No, they had the plain old wooden offering plates, the ones you can see in and watch!. So they passed these down the pews as the preacher stood up there and stirred everybody up. After a few “Amens” and a couple of “Hallelujahs,” the preacher looked at what the ushers had brought forward. He sent the plates back around again after sharing a few thoughts with the congregation about what it meant to give. Looking back on that now, I think, “Not a bad idea!”
Teryn said by the time that it was over, her mother had put in her own wedding ring and other people had put in not only more money but car keys as well! As the ushers brought the plates up that last time, they not only had the money that clinks and folds, but also rings, watches and other jewelry and even a couple of Chevys and a Ford pickup truck!
The Lord loves a cheerful giver, Indeed!
I thought about that story as I prepared this meditation, because I began to wonder about how we really understand our call to make an offering to God. And, not only what it means to give but how we decide what to give. Even with an offering as radical as what my friend described, as I reflected on it, I realized that it was still external. You can give more money, you can give your jewelry, and you can even give your pickup truck. And then you can get more of those things to replace what you have given, to fill in the whole of discomfort that you temporarily experienced.
As disciples of Christ, we are called to give something more, to give something that is not external to who we are. We are called into the deep space found in a prayer of oblation. The writer of Ephesians once said,
Therefore be imitators of God, as beloved children, and live in love,
as Christ loved us, and gave himself up for us,
a fragrant offering and sacrifice to God
(Ephesians 5:2),
Now, that’s a pretty radical image: be imitators of God and live in love as Christ loved us. And, how did Christ love us? Christ gave himself up for us. He gave himself, not something external to himself…
You see, giving outside of yourself isn’t radical at all when you consider that we are called to give our entire selves. We are called to give it all… We fixate on externals all the time, and we don’t even see that they aren’t even the most radical piece of our practice of faith. A prayer of oblation is not about giving things. No, it is about giving our selves, our whole selves, over to the purpose of the Spirit.

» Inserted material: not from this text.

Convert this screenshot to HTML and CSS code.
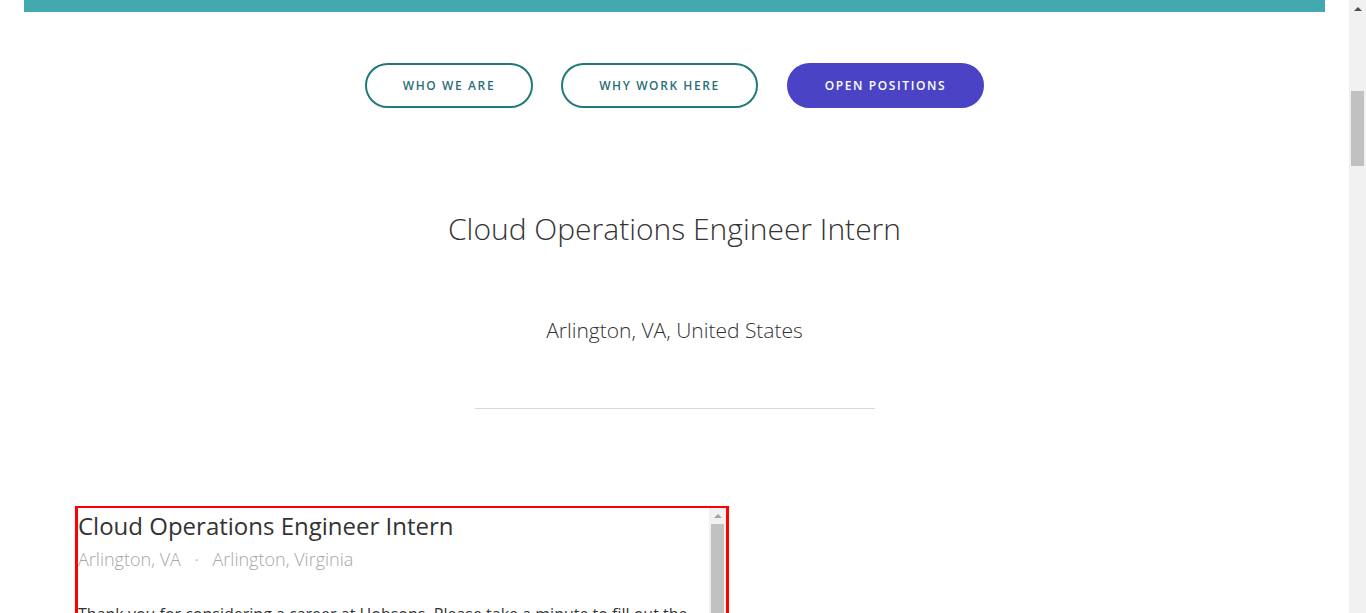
FILE: index.html
```html
<!DOCTYPE html>
<html>
<head>
<meta charset="utf-8">
<link rel="stylesheet" href="styles.css">
</head>
<body>
<div class="page">
  <main class="main">
    <div class="topbar"></div>
    <nav class="tabs">
      <a class="tab">WHO WE ARE</a>
      <a class="tab wide">WHY WORK HERE</a>
      <a class="tab wide active">OPEN POSITIONS</a>
    </nav>
    <h1 class="job-title">Cloud Operations Engineer Intern</h1>
    <p class="job-loc">Arlington, VA, United States</p>
    <hr class="divider">
    <section class="frame">
      <div class="frame-content">
        <h2 class="f-title">Cloud Operations Engineer Intern</h2>
        <p class="f-sub">Arlington, VA <span class="dot">·</span> Arlington, Virginia</p>
        <p class="f-body">Thank you for considering a career at Hobsons. Please take a minute to fill out the</p>
      </div>
      <div class="f-scroll">
        <div class="f-arrow"></div>
        <div class="f-thumb"></div>
      </div>
    </section>
  </main>
  <aside class="scrollbar">
    <div class="sb-arrow"></div>
    <div class="sb-thumb"></div>
  </aside>
</div>
</body>
</html>
```
FILE: styles.css
```css
* { box-sizing: border-box; }
html, body { margin: 0; padding: 0; height: 613px; overflow: hidden; background: #fff; }
body { font-family: "Open Sans", "Liberation Sans", sans-serif; color: #333; }
.page { display: flex; height: 613px; }
.main { width: 1349px; display: flex; flex-direction: column; align-items: center; }
.main > * { flex-shrink: 0; }
.topbar { align-self: stretch; margin: 0 24px; height: 12px; background: #42a9ae; }
.tabs { display: flex; gap: 28px; margin-top: 51px; }
.tab {
  width: 168px; height: 45px; border: 2px solid #1f7a78; border-radius: 23px;
  display: flex; align-items: center; justify-content: center;
  font-size: 12px; font-weight: 600; letter-spacing: 1.6px; color: #2b6f78;
}
.tab.wide { width: 197px; }
.tab.active { background: #4b43c5; border-color: #4b43c5; color: #fff; margin-left: 1px; }
.job-title { margin: 101px 0 0; font-size: 30px; font-weight: 300; line-height: 40px; color: #333; }
.job-loc { margin: 67px 0 0; font-size: 21px; font-weight: 300; line-height: 28px; color: #333; }
.divider { width: 400px; border: 0; border-top: 1px solid #d8d8d8; margin: 64px 0 0; }
.frame {
  align-self: flex-start; margin: 97px 0 0 75px; width: 654px; height: 120px;
  border: 2px solid #f00; border-left-width: 3px; border-right-width: 3px; border-bottom: 0;
  display: flex; overflow: hidden;
}
.frame-content { flex: 1; overflow: hidden; }
.f-title { margin: 2px 0 0; font-size: 24px; font-weight: 400; line-height: 32px; color: #333; }
.f-sub { margin: 0; font-size: 18px; font-weight: 300; line-height: 34px; color: #a6a6a6; white-space: pre; }
.f-sub .dot { margin: 0 9px; }
.f-body { margin: 26px 0 0; font-size: 16px; line-height: 24px; color: #333; white-space: nowrap; }
.f-scroll { width: 17px; background: #f1f1f1; display: flex; flex-direction: column; align-items: center; }
.f-arrow { margin-top: 6px; width: 0; height: 0; border-left: 4px solid transparent; border-right: 4px solid transparent; border-bottom: 4px solid #a3a3a3; }
.f-thumb { margin-top: 6px; width: 13px; flex: 1; background: #c1c1c1; }
.scrollbar { width: 17px; background: #f1f1f1; display: flex; flex-direction: column; align-items: center; }
.sb-arrow { margin-top: 7px; width: 0; height: 0; border-left: 4px solid transparent; border-right: 4px solid transparent; border-bottom: 4px solid #505050; }
.sb-thumb { margin-top: 80px; width: 13px; height: 75px; background: #c1c1c1; }
```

Oblation is radical. We use this word in Sunday School sometimes when we are exploring the different types of prayer. But, my experience is that we skim the surface mostly because, honestly, this one puts us on edge just a bit. There’s something about Oblation that’s a bit weird. It’s a strange word, and there’s something about it that’s not quite….tamable or able to be domesticated.
Oblation IS about seeing the visible bread and wine brought forward for the Eucharist, but it doesn’t stop there. Oblation is also about taking that next step and seeing that the bread and wine do, indeed, represent us, our selves, brought forward, blessed and transformed by God’s graceful Presence among us and within us. Oblation invites us to surrender our selves to the Spirit’s purpose.
We live in a world that is chronically self-centered. We are surrounded by a culture that, instead of encouraging us to lose ourselves in a greater purpose, screams at us to seek out success, fame, popularity, riches, the next big thing, the biggest and the greatest. But we are called to something more than a mere standing ovation; we are called to be a Standing Oblation, a living sacrament shining a light in a broken world.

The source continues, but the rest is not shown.